Ken Cockrel Jr. became the city's new mayor Friday, vaulted into office by a sex scandal that destroyed the reign of Kwame Kilpatrick and threw Detroit's government into chaos for months.
Cockrel, who was president of the City Council, took the oath of office Wednesday, but the change didn't take effect until 12:01 a.m. Friday. A public ceremony was scheduled for later Friday.
Cockrel has hired a former federal prosecutor as deputy mayor, picked a police chief and urged residents to put their trust in the new team at City Hall.
In remarks to reporters this week, he said getting his hands on the city's budget problems is a priority. Cockrel already has met with outside auditors.
"When you have your financial house in order, it makes it a lot easier to do the other things that you want to do," the 42-year-old former newspaper reporter said.
Click here to read Kilpatrick's resignation letter (PDF).
Kilpatrick, a Democrat, left office Thursday and will go to jail next month as part of a recent plea deal with prosecutors. He admitted lying on the witness stand in a civil lawsuit over the firing of two police officers.
Before taking a trip outside Michigan, Kilpatrick released a statement urging residents to get behind Cockrel, a fellow Democrat.
"He will need your support because the job of mayor requires making the tough but not always popular decisions in order to advance our city," said Kilpatrick, mayor for nearly seven years.
His problems began in January when the Detroit Free Press published red-hot text messages between Kilpatrick and top aide Christine Beatty, which contradicted courtroom denials of an extramarital affair and led to charges of perjury and obstruction of justice.

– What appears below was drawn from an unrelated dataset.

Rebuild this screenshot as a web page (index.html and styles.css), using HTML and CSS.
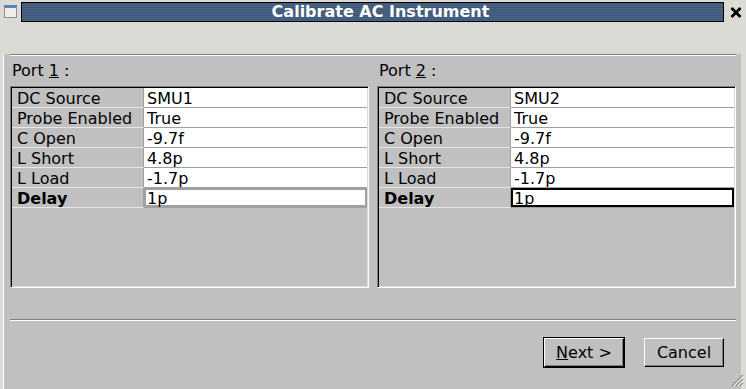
FILE: index.html
```html
<!DOCTYPE html>
<html lang="en">
<head>
    <meta charset="UTF-8">
    <title>Calibrate AC Instrument</title>
    <link rel="stylesheet" href="styles.css">
</head>
<body>
    <div class="window">
        <div class="titlebar">
            <div class="icon-slot"><div class="win-icon"></div></div>
            <div class="title">Calibrate AC Instrument</div>
            <div class="close-slot">
                <svg width="12" height="11" viewBox="0 0 12 11">
                    <path d="M1.5 1 L10.5 10 M10.5 1 L1.5 10" stroke="#000" stroke-width="2.8" fill="none"/>
                </svg>
            </div>
        </div>

        <div class="client">
            <div class="sep"></div>

            <div class="ports">
                <div class="port">
                    <div class="port-label">Port <u>1</u> :</div>
                    <div class="grid-panel">
                        <div class="row"><div class="key">DC Source</div><div class="val">SMU1</div></div>
                        <div class="row"><div class="key">Probe Enabled</div><div class="val">True</div></div>
                        <div class="row"><div class="key">C Open</div><div class="val">-9.7f</div></div>
                        <div class="row"><div class="key">L Short</div><div class="val">4.8p</div></div>
                        <div class="row"><div class="key">L Load</div><div class="val">-1.7p</div></div>
                        <div class="row"><div class="key bold">Delay</div><div class="val editing">1p</div></div>
                    </div>
                </div>
                <div class="port">
                    <div class="port-label">Port <u>2</u> :</div>
                    <div class="grid-panel">
                        <div class="row"><div class="key">DC Source</div><div class="val">SMU2</div></div>
                        <div class="row"><div class="key">Probe Enabled</div><div class="val">True</div></div>
                        <div class="row"><div class="key">C Open</div><div class="val">-9.7f</div></div>
                        <div class="row"><div class="key">L Short</div><div class="val">4.8p</div></div>
                        <div class="row"><div class="key">L Load</div><div class="val">-1.7p</div></div>
                        <div class="row"><div class="key bold">Delay</div><div class="val editing focused">1p</div></div>
                    </div>
                </div>
            </div>

            <div class="sep sep-bottom"></div>

            <div class="buttons">
                <button class="btn btn-default"><span class="btn-face"><u>N</u>ext &gt;</span></button>
                <button class="btn"><span class="btn-face">Cancel</span></button>
            </div>
        </div>

        <svg class="grip" width="15" height="15" viewBox="0 0 15 15">
            <path d="M14 3 L3 14 M14 7 L7 14 M14 11 L11 14" stroke="#8a8a8a" stroke-width="1.2"/>
            <path d="M14 4.5 L4.5 14 M14 8.5 L8.5 14 M14 12.5 L12.5 14" stroke="#fff" stroke-width="1"/>
        </svg>
    </div>
</body>
</html>
```

FILE: styles.css
```css
* {
    margin: 0;
    padding: 0;
    box-sizing: border-box;
}

html, body {
    height: 389px;
    overflow: hidden;
}

body {
    background: #dcdad5;
    font-family: 'DejaVu Sans', sans-serif;
    font-size: 16px;
    color: #000;
}

.window {
    position: relative;
    width: 746px;
    height: 389px;
    overflow: hidden;
    background: #dcdad5;
}

/* Title bar */
.titlebar {
    display: flex;
    height: 23px;
}

.icon-slot {
    width: 21px;
    padding: 5px 0 0 4px;
}

.win-icon {
    width: 13px;
    height: 13px;
    border: 1px solid #8e8e8e;
    border-top: 3px solid #5a82b8;
    background: #eeeeea;
}

.title {
    flex: 1;
    margin-top: 2px;
    height: 20px;
    border: 1px solid #000;
    background: repeating-linear-gradient(to bottom, #3e5776 0 1px, #4a6585 1px 2px);
    color: #fff;
    font-weight: bold;
    line-height: 18px;
    text-align: center;
    padding-left: 16px;
}

.close-slot {
    width: 22px;
    padding: 7px 0 0 6px;
}

.close-slot svg {
    display: block;
}

/* Client area */
.client {
    margin: 0 5px 0 4px;
    height: 361px;
    padding: 0 5px 0 6px;
    background: #c0c0c0;
    box-shadow: -1px 0 0 #fff, 0 1px 0 #fff;
}

.sep {
    margin-top: 31px;
    height: 2px;
    border-top: 1px solid #808080;
    border-bottom: 1px solid #fff;
}

.ports {
    display: flex;
    gap: 8px;
}

.port {
    flex: 1;
}

.port-label {
    margin-top: 5px;
    padding-left: 2px;
    line-height: 19px;
}

.grid-panel {
    margin-top: 6px;
    height: 202px;
    border: 1px solid;
    border-color: #808080 #fff #fff #808080;
    box-shadow: inset 1px 1px 0 #000, inset -1px -1px 0 #dcdcdc;
    padding: 1px;
    background: #c0c0c0;
}

.row {
    display: flex;
    height: 20px;
}

.key {
    width: 132px;
    padding: 2px 0 0 5px;
    line-height: 17px;
    border-right: 1px solid #a0a0a0;
    border-bottom: 1px solid #e6e6e6;
    white-space: nowrap;
}

.key.bold {
    font-weight: bold;
}

.val {
    flex: 1;
    padding: 2px 0 0 3px;
    line-height: 17px;
    background: #fff;
    border-bottom: 1px solid #a0a0a0;
}

.val.editing {
    box-shadow: inset 0 0 0 2px #a0a0a0;
}

.val.focused {
    box-shadow: inset 0 0 0 2px #000;
}

/* Buttons */
.buttons {
    display: flex;
    justify-content: flex-end;
    align-items: center;
    gap: 19px;
    margin-top: 16px;
    padding-right: 12px;
}

.btn {
    width: 80px;
    height: 29px;
    border: none;
    background: #c0c0c0;
    font-family: 'DejaVu Sans', sans-serif;
    font-size: 16px;
    color: #000;
    display: flex;
}

.btn-face {
    flex: 1;
    display: flex;
    align-items: center;
    justify-content: center;
    border: 1px solid;
    border-color: #fff #000 #000 #fff;
    box-shadow: inset -1px -1px 0 #808080;
}

.btn-default {
    width: 82px;
    height: 31px;
    border: 1px solid #000;
}

.grip {
    position: absolute;
    right: 2px;
    bottom: 2px;
}
```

Separately, the City Council said it didn't know that an $8.4-million settlement with three former officers last year included a side deal to keep a lid on the lusty messages.
Saul Green, a former federal prosecutor, will become deputy mayor. In his second high-profile hire, Cockrel named a former deputy police chief, James Barren, 57, as police chief. Ella Bully-Cummings retired when Kilpatrick pleaded guilty to obstruction of justice.
"He is the general," Cockrel said of Barren. "He is the one that is going to be calling the shots.
"I don't see myself as the sort of mayor that wants to be reaching his hands into the inner workings of the police department. We have seen recently where that can lead," he said in a reference to Kilpatrick.
Kilpatrick's term runs through 2009. The winner of a nonpartisan special election May 5 will fill the balance of the term. A primary election to trim the field to two candidates will be held Feb. 24.
Kilpatrick's 120-day jail sentence starts Oct. 28.